Your biggest enemy in CHANGE is, surprisingly, the game clock. Time flies by way too quickly. I understand that it’s there to add an element of time management in games like this. One of my favorite time management adventure games is Beat Cop, which has a similar side-scrolling city interface. The difference is that Beat Cop gave players a sense of place, so that you knew that one gang hid out in the back room of the appliance store at the end of the block, where the druggies proliferated, and where to find illegally parked cars to ticket (which you always had a quota on). So you could strategize where to go and how to approach each day. Plus, while the clock ran quickly, it was still fair.

In CHANGE, you go through hours every minute. I can’t believe that the game clock is set to go so fast. I would wake up from the shelter each morning, ask two people for change, root through one trashcan, and it was already past noon. And your total play time each day is limited, because apparently homeless people don’t wander the streets after 9pm. After that, the screen fades to black and you start a new day, after apparently sleeping on the sidewalk.

Given your walking speed, you can only jog past maybe ten buildings in a day. And it’s half that amount if you want to make it back to the same shelter by nightfall. You have to move so quickly that CHANGE becomes a game of clicking on as many things on the screen as you can to try and collect bottles, get money, find food, talk to important characters and find resource buildings. You are clicking like mad, instead of contemplating what it means to be homeless.

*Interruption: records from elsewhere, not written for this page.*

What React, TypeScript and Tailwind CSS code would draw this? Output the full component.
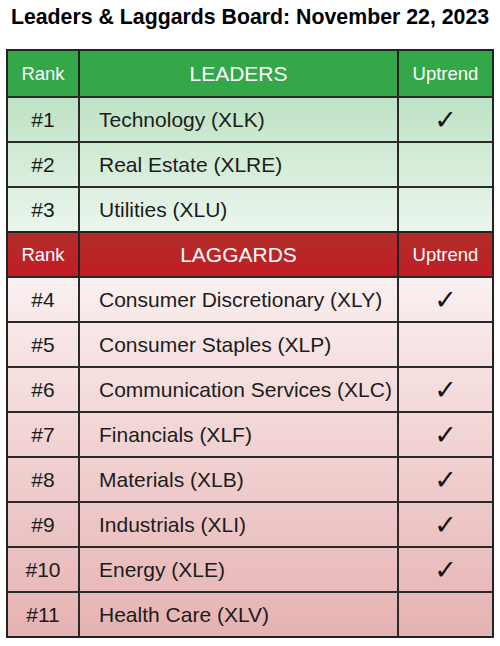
const leaders = [
  { rank: "#1", name: "Technology (XLK)", up: true },
  { rank: "#2", name: "Real Estate (XLRE)", up: false },
  { rank: "#3", name: "Utilities (XLU)", up: false },
];

const laggards = [
  { rank: "#4", name: "Consumer Discretionary (XLY)", up: true },
  { rank: "#5", name: "Consumer Staples (XLP)", up: false },
  { rank: "#6", name: "Communication Services (XLC)", up: true },
  { rank: "#7", name: "Financials (XLF)", up: true },
  { rank: "#8", name: "Materials (XLB)", up: true },
  { rank: "#9", name: "Industrials (XLI)", up: true },
  { rank: "#10", name: "Energy (XLE)", up: true },
  { rank: "#11", name: "Health Care (XLV)", up: false },
];

type Row = { rank: string; name: string; up: boolean };

function HeaderRow({ title, className }: { title: string; className: string }) {
  return (
    <div className={`grid h-[45px] grid-cols-[70px_319px_1fr] border-t-2 border-[#222] text-white first:border-t-0 ${className}`}>
      <div className="flex items-center justify-center text-[18.5px]">Rank</div>
      <div className="flex items-center justify-center border-l-2 border-[#222] text-[21px]">{title}</div>
      <div className="flex items-center justify-center border-l-2 border-[#222] text-[18.5px]">Uptrend</div>
    </div>
  );
}

function DataRow({ row }: { row: Row }) {
  return (
    <div className="grid h-[45px] grid-cols-[70px_319px_1fr] border-t-2 border-[#2a2a2a] text-[21px] text-[#1c1c1c]">
      <div className="flex items-center justify-center">{row.rank}</div>
      <div className="flex items-center border-l-2 border-[#2a2a2a] pl-[19px]">{row.name}</div>
      <div className="flex items-center justify-center border-l-2 border-[#2a2a2a]">
        {row.up && (
          <span className="font-[family-name:'DejaVu_Sans',sans-serif] text-[27px] leading-none text-[#111]">✓</span>
        )}
      </div>
    </div>
  );
}

export default function App() {
  return (
    <div className="h-[646px] w-[500px] bg-white font-[family-name:'Liberation_Sans',Arial,sans-serif]">
      <h1 className="pt-[5px] text-center text-[21.3px] font-bold leading-[24px] text-black">
        Leaders &amp; Laggards Board: November 22, 2023
      </h1>
      <div className="mx-[6px] mt-[20px] w-[488px] border-2 border-[#222]">
        <HeaderRow title="LEADERS" className="bg-[#34a748]" />
        <div className="bg-gradient-to-b from-[#bde2c4] to-[#ebf6ed]">
          {leaders.map((r) => (
            <DataRow key={r.rank} row={r} />
          ))}
        </div>
        <HeaderRow title="LAGGARDS" className="bg-gradient-to-b from-[#b02d29] to-[#c21c24]" />
        <div className="bg-gradient-to-b from-[#faf0f0] to-[#e6b2b3]">
          {laggards.map((r) => (
            <DataRow key={r.rank} row={r} />
          ))}
        </div>
      </div>
    </div>
  );
}
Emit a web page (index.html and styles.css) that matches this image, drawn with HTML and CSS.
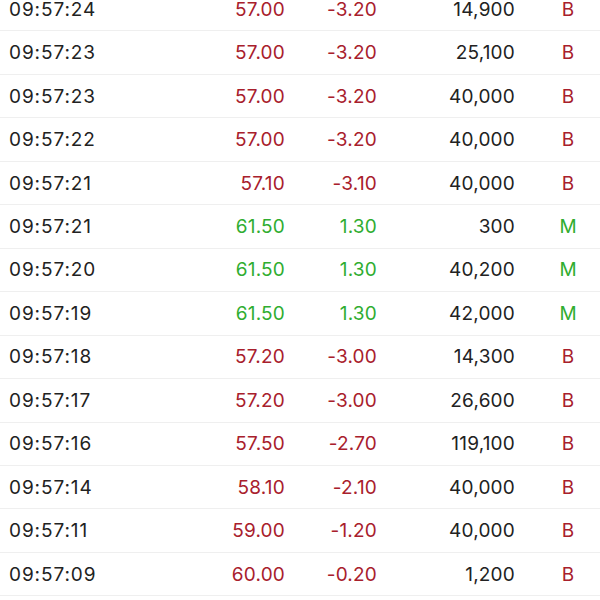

If the game clock moved a lot slower, CHANGE would be more tactical, and more enjoyable for strategic players. You could actually plan ahead and set goals for each day, like how long you want to study in the library, how much you need to make busking (once you get the guitar) in order to buy good food, which shelter offers the best advantages to sleep at, how long before you are ready to apply for a job, and other activities as you struggle against your homelessness. I suspect that the developers didn’t do this because it would make the game much easier too. The rapidly spinning game clock adds an artificial level of difficulty. Personally, I don’t think it needs to be there. And it draws the focus away from having the player contemplate what it means to be homeless. Because it’s not running down the street grabbing bottles and cans every day at breakneck speed.

On the positive side, I do like how you are often given choices where you can be selfish or generous with other people. The really eye-opening thing is that as gamers, we often like to pick the good choice so that we can become paragons of virtue on some morality scale. In CHANGE, the best choice is normally to be selfish, because that is how you survive. Sure, giving the last bed in the shelter to a young kid that night might make you feel warm inside, but it means you might die out in the cold, and the kid probably wont even thank you. That is the harsh reality of survival out on the streets, and when CHANGE is presenting it like that, the game is at its best.

In the end, while I fully support the mission of CHANGE: A Homeless Survival Experience, as a game, it leaves a little to be desired. Slowing down the game clock would be a big help, as would adding more of a story, missions or some type of daily goals beyond just wandering around and surviving. As it stands now, at $15, CHANGE is not a bad deal. There are better side scroller adventures on Steam right now, but none are likely going to be quite as unique or as eye-opening as CHANGE.